Nederland heeft bij een vergadering van de Europese verkeersministers opnieuw opgeroepen om een gezamenlijke Europese vliegbelasting in te voeren.
Volgens Minister van Verkeer Van Nieuwenhuizen is een EU-vliegbelasting nodig om te voorkomen dat er een wirwar aan verschillende heffingen in de EU ontstaat nu steeds meer landen een eigen belasting invoeren. Dat leidt volgens de minister tot een ongelijk speelveld en is minder effectief voor het milieu.
In de EU hebben zes landen nu een vliegbelasting: Frankrijk, Duitsland, Italië, Zweden, Oostenrijk en Groot-Brittannië. Het gaat om heffingen op de tickets. België is voorstander van een belasting op kerosine. Die vliegbrandstof is in de Europese luchtvaart uitgezonderd van accijnzen. Volgens recent onderzoek zou zo'n belasting leiden tot 11 procent minder CO2-uitstoot.

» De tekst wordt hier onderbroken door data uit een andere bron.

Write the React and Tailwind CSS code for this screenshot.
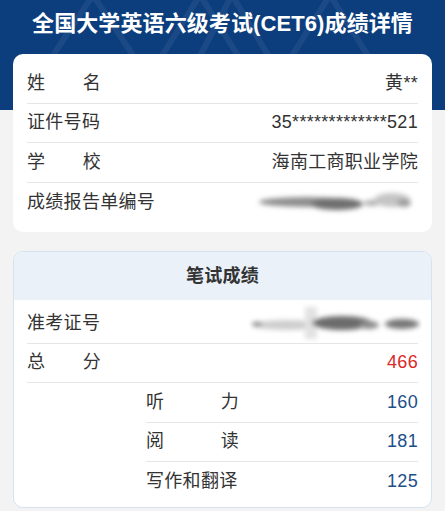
import React from "react";

const font = { fontFamily: '"Liberation Sans", "Noto Sans CJK SC", "Noto Sans", sans-serif' };

function Label4({ a, b }) {
  return (
    <span className="flex w-[74px] justify-between">
      <span>{a}</span>
      <span>{b}</span>
    </span>
  );
}

function Label5({ a, b }) {
  return (
    <span className="flex w-[93px] justify-between">
      <span>{a}</span>
      <span>{b}</span>
    </span>
  );
}

function Smudge1() {
  return (
    <svg width="170" height="30" viewBox="0 0 170 30">
      <defs>
        <filter id="b1" x="-20%" y="-50%" width="140%" height="200%">
          <feGaussianBlur stdDeviation="2.6" />
        </filter>
      </defs>
      <g filter="url(#b1)">
        <ellipse cx="55" cy="14" rx="48" ry="5" fill="#8e8e8e" />
        <ellipse cx="85" cy="16" rx="26" ry="6" fill="#6e6e6e" />
        <ellipse cx="120" cy="15" rx="9" ry="3" fill="#b0b0b0" />
        <ellipse cx="140" cy="12" rx="18" ry="7" fill="#c4c4c4" />
        <ellipse cx="152" cy="15" rx="7" ry="4" fill="#9c9c9c" />
      </g>
    </svg>
  );
}

function Smudge2() {
  return (
    <svg width="175" height="40" viewBox="0 0 175 40">
      <defs>
        <filter id="b2" x="-20%" y="-50%" width="140%" height="200%">
          <feGaussianBlur stdDeviation="2.6" />
        </filter>
      </defs>
      <g filter="url(#b2)">
        <ellipse cx="40" cy="22" rx="35" ry="5" fill="#cdcdcd" />
        <ellipse cx="10" cy="21" rx="5" ry="2" fill="#7a7a7a" />
        <rect x="58" y="4" width="12" height="32" fill="#e2e2e2" />
        <ellipse cx="95" cy="20" rx="30" ry="7" fill="#6c6c6c" />
        <ellipse cx="122" cy="22" rx="10" ry="4" fill="#8c8c8c" />
        <ellipse cx="155" cy="21" rx="17" ry="5" fill="#767676" />
      </g>
    </svg>
  );
}

function Row({ children, last }) {
  return (
    <div
      className={
        "flex h-[39.5px] items-center justify-between " +
        (last ? "" : "border-b border-[#e6e6e6]")
      }
    >
      {children}
    </div>
  );
}

export default function App() {
  return (
    <div
      className="min-h-[511px] w-full bg-[#f3f3f3] text-[18px] tracking-[0.3px] text-[#333333]"
      style={font}
    >
      <div className="relative h-[110px] overflow-hidden bg-[#0c3e7e]">
        <svg
          className="absolute left-0 top-0"
          width="445"
          height="110"
          viewBox="0 0 445 110"
        >
          <g fill="none" stroke="rgba(255,255,255,0.06)" strokeWidth="6">
            <path d="M40 75 L93 -5 L146 75" />
            <path d="M150 75 L200 -5 L250 75" />
            <path d="M190 75 L232 -5 L280 75" />
            <path d="M280 75 L330 -5 L380 75" />
          </g>
        </svg>
        <h1 className="relative pt-[9px] text-center text-[22px] font-bold leading-[30px] tracking-[0.1px] text-white">
          全国大学英语六级考试(CET6)成绩详情
        </h1>
      </div>

      <div className="relative mx-[13px] -mt-[56px] rounded-[10px] bg-white px-[14px] py-[10px]">
        <Row>
          <Label4 a="姓" b="名" />
          <span>黄**</span>
        </Row>
        <Row>
          <span>证件号码</span>
          <span>35*************521</span>
        </Row>
        <Row>
          <Label4 a="学" b="校" />
          <span>海南工商职业学院</span>
        </Row>
        <Row last>
          <span>成绩报告单编号</span>
          <span className="-mr-[4px] mt-[2px]">
            <Smudge1 />
          </span>
        </Row>
      </div>

      <div className="mx-[13px] mt-[19px] overflow-hidden rounded-[10px] border border-[#d5e3f1] bg-white">
        <div className="flex h-[48px] items-center justify-center bg-[#eaf1f9] font-bold">
          笔试成绩
        </div>
        <div className="px-[13px] pb-[5px] pt-[4px]">
          <Row>
            <span>准考证号</span>
            <span className="-mr-[4px]">
              <Smudge2 />
            </span>
          </Row>
          <Row>
            <Label4 a="总" b="分" />
            <span className="text-[#db2828]">466</span>
          </Row>
          <div className="ml-[119px]">
            <Row>
              <Label5 a="听" b="力" />
              <span className="text-[#1d4f88]">160</span>
            </Row>
            <Row>
              <Label5 a="阅" b="读" />
              <span className="text-[#1d4f88]">181</span>
            </Row>
            <Row last>
              <span>写作和翻译</span>
              <span className="text-[#1d4f88]">125</span>
            </Row>
          </div>
        </div>
      </div>
    </div>
  );
}
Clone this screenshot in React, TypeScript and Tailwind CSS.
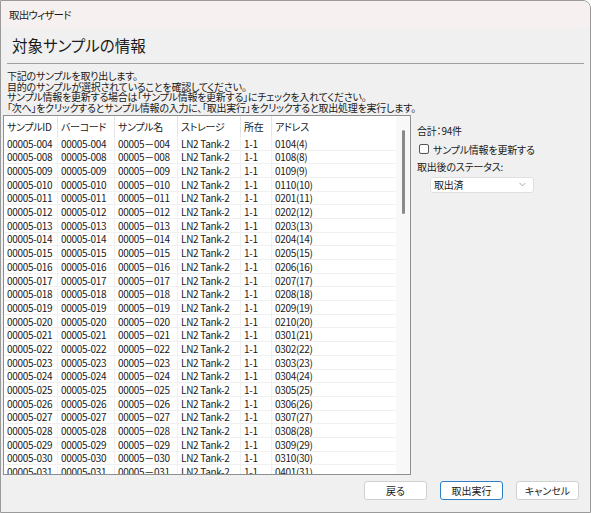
import { ChevronDown } from 'lucide-react';

type Row = { id: string; storage: string; place: string; address: string };

const nums = [4, 8, 9, ...Array.from({ length: 22 }, (_, i) => i + 10)];
const rows: Row[] = nums.map((n) => {
  const s = String(n).padStart(3, '0');
  const rack = Math.floor((n - 1) / 10) + 1;
  const pos = ((n - 1) % 10) + 1;
  return {
    id: `00005-${s}`,
    storage: 'LN2 Tank-2',
    place: '1-1',
    address: `${String(rack).padStart(2, '0')}${String(pos).padStart(2, '0')}(${n})`,
  };
});

const cols = [
  { label: 'サンプルID', w: 'w-[54px]' },
  { label: 'バーコード', w: 'w-[57px]' },
  { label: 'サンプル名', w: 'w-[63px]' },
  { label: 'ストレージ', w: 'w-[63px]' },
  { label: '所在', w: 'w-[31px]' },
  { label: 'アドレス', w: 'flex-1' },
];

const jp = "font-['Noto_Sans_CJK_JP','Noto_Sans',sans-serif] [font-feature-settings:'palt']";
const cell = 'h-full flex items-center pl-[3px] whitespace-nowrap';

function SampleTable() {
  return (
    <div className="flex w-[408px] h-[360px] bg-white border border-[#8f8f8f] overflow-hidden">
      <div className="flex-1 flex flex-col overflow-hidden text-[10px] tracking-[-0.3px] text-[#1a1a1a]">
        <div className="flex h-[21px] shrink-0 items-center">
          {cols.map((c, i) => (
            <div
              key={c.label}
              className={`${c.w} ${cell} ${i < cols.length - 1 ? 'border-r border-[#e5e5e5]' : ''}`}
            >
              {c.label}
            </div>
          ))}
        </div>
        {rows.map((r) => (
          <div key={r.id} className="flex h-[13.7px] shrink-0 items-center leading-[13px] border-b border-[#f0f0f0]">
            <div className={`w-[54px] ${cell} border-r border-[#f0f0f0]`}>{r.id}</div>
            <div className={`w-[57px] ${cell} border-r border-[#f0f0f0]`}>{r.id}</div>
            <div className={`w-[63px] ${cell} border-r border-[#f0f0f0]`}>{r.id.replace('-', '－')}</div>
            <div className={`w-[63px] ${cell} border-r border-[#f0f0f0]`}>{r.storage}</div>
            <div className={`w-[31px] ${cell} border-r border-[#f0f0f0]`}>{r.place}</div>
            <div className={`flex-1 ${cell}`}>{r.address}</div>
          </div>
        ))}
      </div>
      <div className="w-[14px] shrink-0 bg-[#f8f8f8] flex justify-center pt-[14px]">
        <div className="w-[3px] h-[84px] rounded-full bg-[#8a8a8a]" />
      </div>
    </div>
  );
}

export default function App() {
  return (
    <div className={`w-[591px] h-[513px] bg-[#f0f0f0] border border-[#9a9a9a] rounded-tr-[8px] overflow-hidden flex flex-col text-[#1a1a1a] ${jp}`}>
      <div className="h-[27px] shrink-0 bg-[#f6f1f0] flex items-center pl-[8px] text-[10.5px] tracking-[-0.8px]">取出ウィザード</div>

      <div className="h-[35px] shrink-0 flex items-center pl-[11px] text-[15.5px]">対象サンプルの情報</div>
      <div className="mx-[6px] border-t border-[#a0a0a0]" />

      <div className="pl-[6px] pt-[7px] text-[10px] tracking-[-0.25px] leading-[10.7px]">
        <p>下記のサンプルを取り出します。</p>
        <p>目的のサンプルが選択されていることを確認してください。</p>
        <p>サンプル情報を更新する場合は「サンプル情報を更新する」にチェックを入れてください。</p>
        <p>「次へ」をクリックするとサンプル情報の入力に、「取出実行」をクリックすると取出処理を実行します。</p>
      </div>

      <div className="flex pl-[2px] pt-[1px]">
        <SampleTable />
        <div className="flex flex-col pl-[6px] pt-[8px] text-[10px] tracking-[-0.2px]">
          <div>合計：94件</div>
          <label className="flex items-center gap-[4px] mt-[4px] ml-[2px]">
            <span className="w-[10px] h-[10px] border border-[#555] rounded-[2px] bg-white" />
            サンプル情報を更新する
          </label>
          <div className="mt-[2px]">取出後のステータス:</div>
          <div className="mt-[3px] ml-[13px] w-[104px] h-[16px] bg-white border border-[#e0e0e0] rounded-[3px] flex items-center justify-between pl-[3px] pr-[5px]">
            <span>取出済</span>
            <ChevronDown size={11} strokeWidth={1.2} className="text-[#666]" />
          </div>
        </div>
      </div>

      <div className="flex justify-end gap-[13px] pr-[11px] pt-[6px] text-[10px]">
        <button className="w-[63px] h-[19px] bg-white border border-[#d0d0d0] rounded-[3px]">戻る</button>
        <button className="w-[63px] h-[19px] bg-white border border-[#2f7fc6] rounded-[3px]">取出実行</button>
        <button className="w-[63px] h-[19px] bg-white border border-[#d0d0d0] rounded-[3px]">キャンセル</button>
      </div>
    </div>
  );
}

Het kabinet wil in 2021 een vliegbelasting invoeren, maar is voorstander van een Europees systeem. Staatssecretaris Menno Snel (Financiën) heeft het onderwerp al eerder aangekaart bij de EU-ministers van Financiën.
Op 20 en 21 juni organiseert Nederland een internationale CO2-conferentie waar de vliegbelasting ook aan de orde komt. Van Nieuwenhuizen nodigde al haar EU- collega’s uit voor deze conferentie.